--- Start ---

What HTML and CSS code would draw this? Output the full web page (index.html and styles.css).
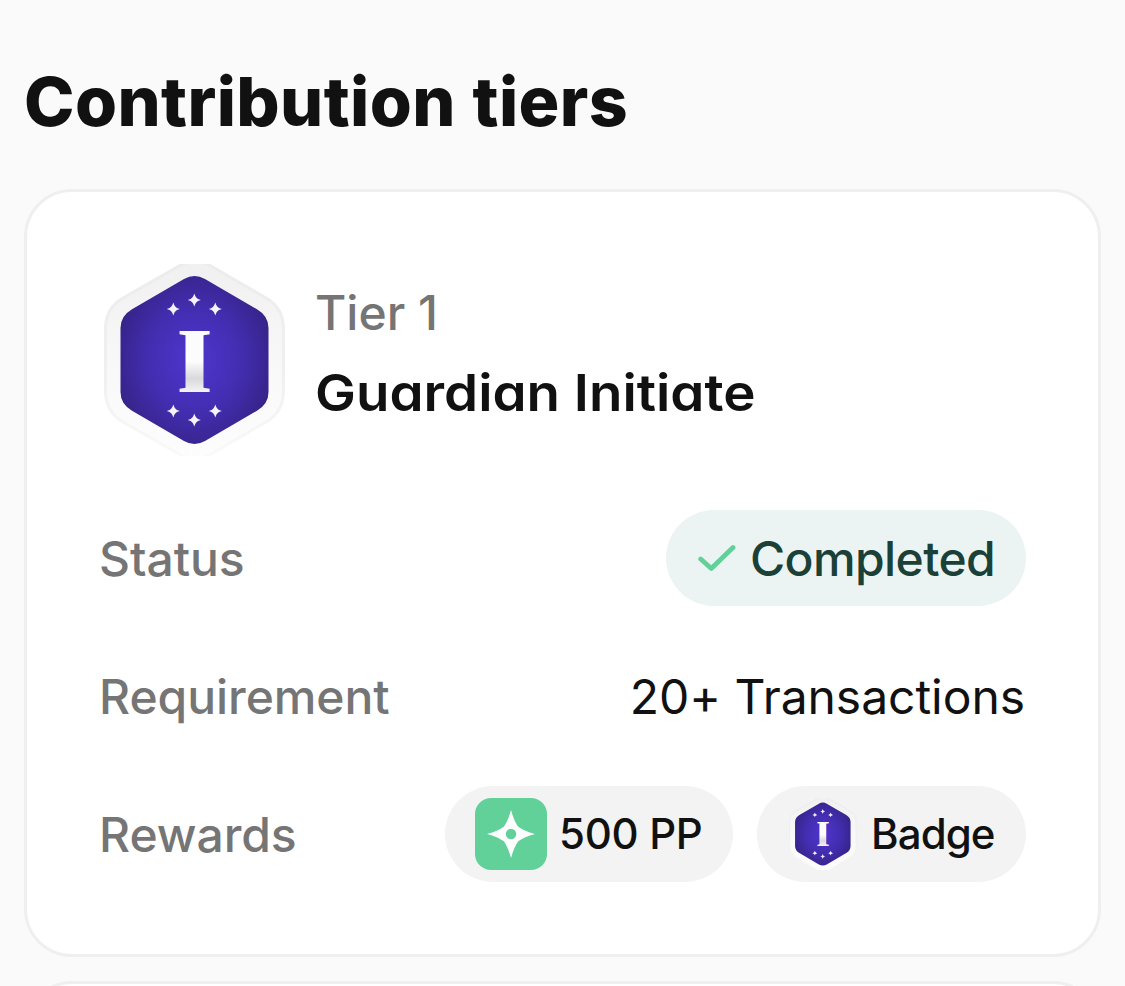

--- End ---
--- Start ---

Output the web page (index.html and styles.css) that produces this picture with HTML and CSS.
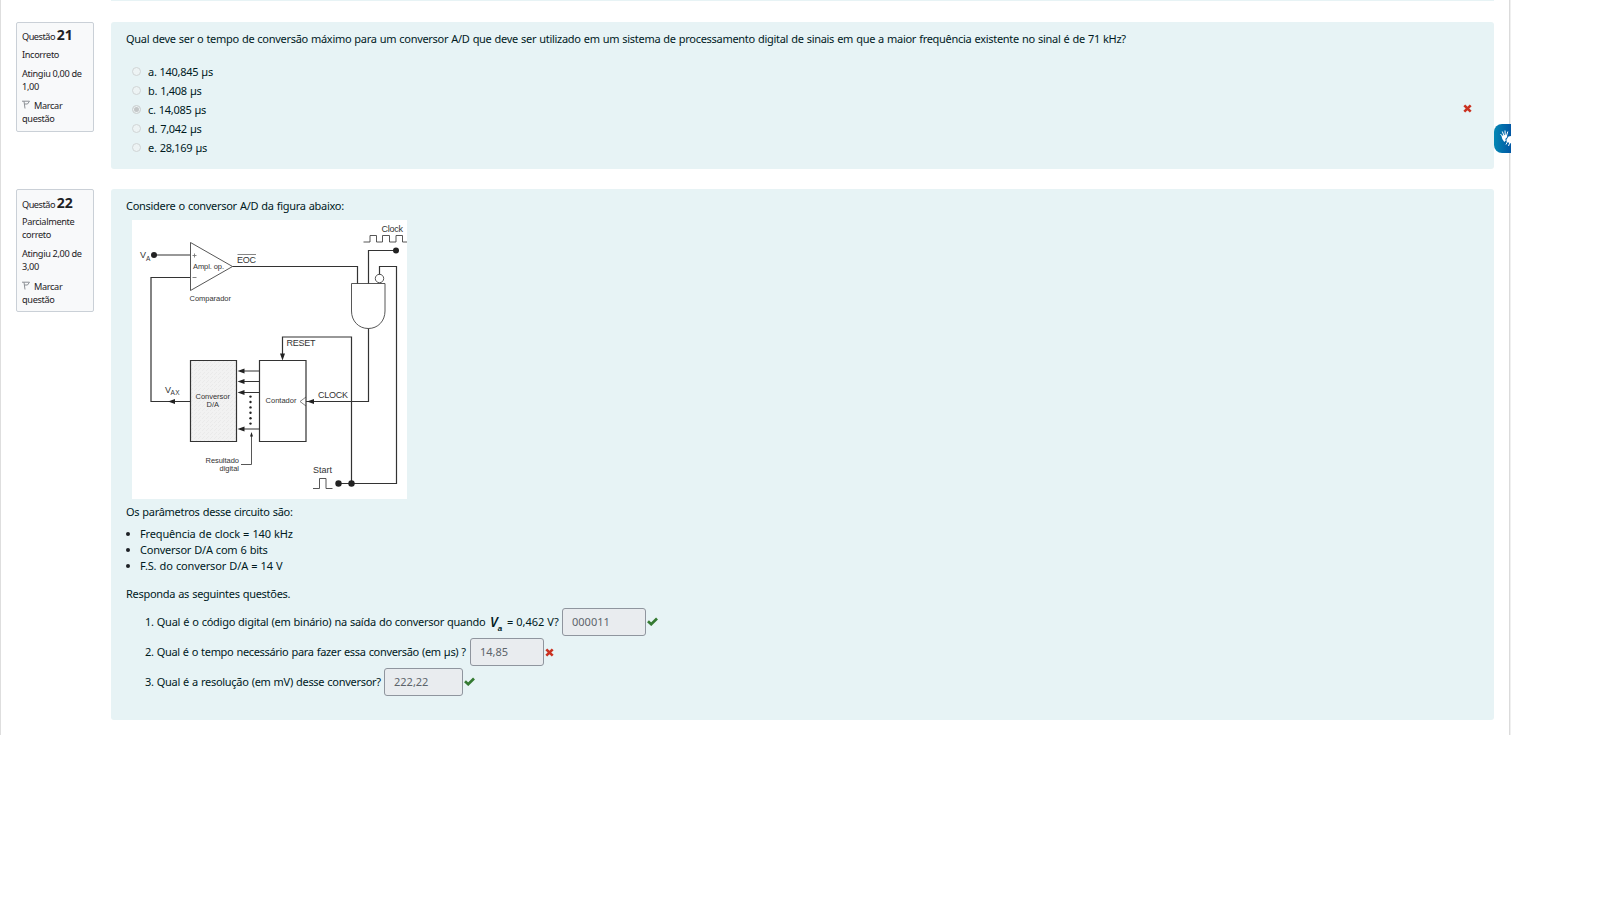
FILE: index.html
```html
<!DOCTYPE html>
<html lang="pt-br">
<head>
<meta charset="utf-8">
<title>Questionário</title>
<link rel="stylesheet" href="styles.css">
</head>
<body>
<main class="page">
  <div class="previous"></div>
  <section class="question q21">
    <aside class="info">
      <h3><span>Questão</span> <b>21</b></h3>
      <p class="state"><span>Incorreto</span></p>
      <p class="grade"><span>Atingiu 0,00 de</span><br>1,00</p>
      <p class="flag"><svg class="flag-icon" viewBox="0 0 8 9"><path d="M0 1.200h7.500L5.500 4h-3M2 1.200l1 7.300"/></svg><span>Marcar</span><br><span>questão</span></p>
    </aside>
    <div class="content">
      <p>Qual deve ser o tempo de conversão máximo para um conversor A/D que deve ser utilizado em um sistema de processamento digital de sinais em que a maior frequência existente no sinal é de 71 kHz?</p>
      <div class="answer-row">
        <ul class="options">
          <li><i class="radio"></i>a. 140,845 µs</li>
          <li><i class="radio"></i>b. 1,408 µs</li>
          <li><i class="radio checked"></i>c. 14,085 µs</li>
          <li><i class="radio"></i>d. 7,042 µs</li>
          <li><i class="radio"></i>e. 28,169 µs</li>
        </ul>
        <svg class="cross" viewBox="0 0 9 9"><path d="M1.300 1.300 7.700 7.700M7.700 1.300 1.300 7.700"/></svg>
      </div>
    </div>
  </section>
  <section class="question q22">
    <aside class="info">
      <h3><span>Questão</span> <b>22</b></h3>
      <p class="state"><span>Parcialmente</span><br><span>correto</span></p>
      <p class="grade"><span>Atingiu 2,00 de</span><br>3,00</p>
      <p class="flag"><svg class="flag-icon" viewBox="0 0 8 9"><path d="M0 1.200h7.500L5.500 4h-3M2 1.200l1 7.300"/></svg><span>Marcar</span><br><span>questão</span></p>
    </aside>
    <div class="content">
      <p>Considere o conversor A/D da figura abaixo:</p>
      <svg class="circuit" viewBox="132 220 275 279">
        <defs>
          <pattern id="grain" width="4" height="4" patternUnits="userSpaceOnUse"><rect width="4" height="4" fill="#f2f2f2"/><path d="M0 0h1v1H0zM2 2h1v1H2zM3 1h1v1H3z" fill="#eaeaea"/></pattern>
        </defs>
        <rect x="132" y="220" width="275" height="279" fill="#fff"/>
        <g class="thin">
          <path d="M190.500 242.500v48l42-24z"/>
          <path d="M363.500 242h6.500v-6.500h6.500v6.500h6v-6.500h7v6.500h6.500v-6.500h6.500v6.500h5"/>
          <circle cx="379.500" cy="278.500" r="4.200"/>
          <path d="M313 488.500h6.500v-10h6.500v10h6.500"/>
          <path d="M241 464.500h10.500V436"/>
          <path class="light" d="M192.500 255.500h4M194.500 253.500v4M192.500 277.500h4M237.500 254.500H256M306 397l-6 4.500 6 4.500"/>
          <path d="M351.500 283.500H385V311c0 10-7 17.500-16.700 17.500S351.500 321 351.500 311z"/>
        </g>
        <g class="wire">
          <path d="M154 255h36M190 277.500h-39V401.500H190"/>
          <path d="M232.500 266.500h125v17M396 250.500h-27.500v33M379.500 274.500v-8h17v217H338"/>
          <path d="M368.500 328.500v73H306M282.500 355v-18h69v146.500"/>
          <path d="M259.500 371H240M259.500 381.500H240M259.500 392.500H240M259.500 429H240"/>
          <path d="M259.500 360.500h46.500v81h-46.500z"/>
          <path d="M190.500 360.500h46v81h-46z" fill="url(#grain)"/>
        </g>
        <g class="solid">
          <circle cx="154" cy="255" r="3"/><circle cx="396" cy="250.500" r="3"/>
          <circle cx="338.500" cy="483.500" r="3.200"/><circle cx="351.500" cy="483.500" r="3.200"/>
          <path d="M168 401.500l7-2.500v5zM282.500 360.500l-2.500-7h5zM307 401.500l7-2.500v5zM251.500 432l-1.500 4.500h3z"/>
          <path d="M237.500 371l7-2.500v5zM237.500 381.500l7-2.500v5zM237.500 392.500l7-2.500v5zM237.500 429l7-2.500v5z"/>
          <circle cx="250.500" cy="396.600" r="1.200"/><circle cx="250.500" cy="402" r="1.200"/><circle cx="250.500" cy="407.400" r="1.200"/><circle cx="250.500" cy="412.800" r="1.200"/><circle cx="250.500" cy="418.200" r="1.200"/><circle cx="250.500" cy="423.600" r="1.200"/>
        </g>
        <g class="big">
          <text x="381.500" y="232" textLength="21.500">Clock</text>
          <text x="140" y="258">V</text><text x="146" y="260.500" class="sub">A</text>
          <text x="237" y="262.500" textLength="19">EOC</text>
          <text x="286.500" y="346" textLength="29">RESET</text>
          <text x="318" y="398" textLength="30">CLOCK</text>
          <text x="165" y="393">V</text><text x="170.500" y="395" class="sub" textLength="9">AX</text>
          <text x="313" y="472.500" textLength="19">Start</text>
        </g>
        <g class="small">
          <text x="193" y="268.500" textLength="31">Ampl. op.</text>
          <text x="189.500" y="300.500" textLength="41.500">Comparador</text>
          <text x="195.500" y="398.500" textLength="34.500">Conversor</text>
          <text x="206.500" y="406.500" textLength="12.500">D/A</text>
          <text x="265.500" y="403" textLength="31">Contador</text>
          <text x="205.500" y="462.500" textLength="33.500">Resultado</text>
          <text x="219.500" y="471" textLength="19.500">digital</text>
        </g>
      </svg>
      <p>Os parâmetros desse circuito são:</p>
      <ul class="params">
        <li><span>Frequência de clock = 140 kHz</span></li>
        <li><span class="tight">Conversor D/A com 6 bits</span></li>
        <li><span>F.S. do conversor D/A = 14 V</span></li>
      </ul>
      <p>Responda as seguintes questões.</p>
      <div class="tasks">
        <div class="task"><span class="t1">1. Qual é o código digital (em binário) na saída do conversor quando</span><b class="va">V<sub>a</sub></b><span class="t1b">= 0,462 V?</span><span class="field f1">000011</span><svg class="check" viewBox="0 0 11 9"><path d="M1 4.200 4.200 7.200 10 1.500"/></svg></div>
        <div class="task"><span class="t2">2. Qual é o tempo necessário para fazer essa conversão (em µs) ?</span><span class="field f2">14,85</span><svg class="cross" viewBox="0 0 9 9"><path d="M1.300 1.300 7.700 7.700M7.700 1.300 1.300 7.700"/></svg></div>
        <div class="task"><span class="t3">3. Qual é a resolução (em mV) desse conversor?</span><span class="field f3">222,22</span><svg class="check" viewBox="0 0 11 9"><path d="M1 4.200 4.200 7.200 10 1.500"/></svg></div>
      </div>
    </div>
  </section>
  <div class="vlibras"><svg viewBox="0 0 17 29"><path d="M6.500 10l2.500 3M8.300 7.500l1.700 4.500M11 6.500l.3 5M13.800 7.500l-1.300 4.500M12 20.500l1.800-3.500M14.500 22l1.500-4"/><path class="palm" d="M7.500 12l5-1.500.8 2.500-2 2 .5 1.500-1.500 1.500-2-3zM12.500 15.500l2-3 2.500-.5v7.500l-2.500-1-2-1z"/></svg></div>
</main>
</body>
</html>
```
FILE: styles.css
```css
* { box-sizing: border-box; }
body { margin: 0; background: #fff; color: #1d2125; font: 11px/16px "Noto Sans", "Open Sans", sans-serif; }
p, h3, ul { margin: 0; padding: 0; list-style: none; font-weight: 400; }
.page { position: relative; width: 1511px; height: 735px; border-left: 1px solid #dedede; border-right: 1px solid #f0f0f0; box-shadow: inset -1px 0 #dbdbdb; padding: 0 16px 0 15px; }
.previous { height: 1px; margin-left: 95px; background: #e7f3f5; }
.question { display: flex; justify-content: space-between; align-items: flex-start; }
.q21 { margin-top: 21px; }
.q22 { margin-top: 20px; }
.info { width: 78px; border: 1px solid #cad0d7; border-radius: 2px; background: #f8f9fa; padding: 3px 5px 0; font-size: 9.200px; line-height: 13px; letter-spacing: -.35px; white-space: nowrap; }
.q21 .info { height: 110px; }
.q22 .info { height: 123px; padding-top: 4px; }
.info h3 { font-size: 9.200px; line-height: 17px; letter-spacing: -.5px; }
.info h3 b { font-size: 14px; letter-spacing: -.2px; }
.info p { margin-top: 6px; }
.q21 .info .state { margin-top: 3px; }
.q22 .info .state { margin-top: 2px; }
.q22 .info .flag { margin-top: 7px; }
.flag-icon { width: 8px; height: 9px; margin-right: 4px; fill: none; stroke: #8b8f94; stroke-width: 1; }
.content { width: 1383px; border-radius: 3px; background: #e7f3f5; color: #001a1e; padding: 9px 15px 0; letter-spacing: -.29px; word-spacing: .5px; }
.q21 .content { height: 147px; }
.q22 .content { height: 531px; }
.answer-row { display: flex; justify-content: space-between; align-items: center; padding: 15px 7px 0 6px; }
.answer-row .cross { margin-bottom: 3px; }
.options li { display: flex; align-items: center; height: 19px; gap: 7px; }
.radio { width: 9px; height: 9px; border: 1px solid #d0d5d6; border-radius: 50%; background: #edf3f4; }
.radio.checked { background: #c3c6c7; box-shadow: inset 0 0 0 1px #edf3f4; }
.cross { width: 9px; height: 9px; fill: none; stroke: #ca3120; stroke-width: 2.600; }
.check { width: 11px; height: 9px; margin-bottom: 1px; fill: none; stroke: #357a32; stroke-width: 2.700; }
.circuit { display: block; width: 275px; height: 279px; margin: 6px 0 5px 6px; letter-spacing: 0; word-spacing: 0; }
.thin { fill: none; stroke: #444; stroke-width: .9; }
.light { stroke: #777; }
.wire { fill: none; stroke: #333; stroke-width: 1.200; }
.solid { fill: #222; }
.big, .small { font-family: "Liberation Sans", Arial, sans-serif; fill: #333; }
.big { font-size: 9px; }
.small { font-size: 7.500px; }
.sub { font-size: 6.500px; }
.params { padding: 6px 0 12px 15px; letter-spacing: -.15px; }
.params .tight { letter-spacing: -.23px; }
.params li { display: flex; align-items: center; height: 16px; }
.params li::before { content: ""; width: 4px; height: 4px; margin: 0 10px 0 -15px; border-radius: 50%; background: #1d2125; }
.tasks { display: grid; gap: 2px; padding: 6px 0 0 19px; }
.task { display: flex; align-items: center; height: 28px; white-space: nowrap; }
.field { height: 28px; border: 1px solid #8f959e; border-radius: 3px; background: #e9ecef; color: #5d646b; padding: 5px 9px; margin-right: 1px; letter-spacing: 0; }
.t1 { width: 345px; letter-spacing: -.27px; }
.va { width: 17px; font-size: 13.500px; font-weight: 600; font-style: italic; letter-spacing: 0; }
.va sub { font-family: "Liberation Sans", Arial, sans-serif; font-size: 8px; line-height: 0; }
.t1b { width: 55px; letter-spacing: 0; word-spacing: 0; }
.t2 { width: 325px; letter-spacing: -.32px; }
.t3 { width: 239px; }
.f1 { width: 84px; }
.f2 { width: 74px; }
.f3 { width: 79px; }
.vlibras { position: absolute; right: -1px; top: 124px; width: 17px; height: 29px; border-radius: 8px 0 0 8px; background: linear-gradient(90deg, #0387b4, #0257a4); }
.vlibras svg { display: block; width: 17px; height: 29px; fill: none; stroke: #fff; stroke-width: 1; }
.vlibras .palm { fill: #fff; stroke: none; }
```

--- End ---

Find the word "Output" and list each line it appears in.

__REPLY TO THE EXERCISE__:
What HTML and CSS code would draw this? Output the full web page (index.html and styles.css).
Output the web page (index.html and styles.css) that produces this picture with HTML and CSS.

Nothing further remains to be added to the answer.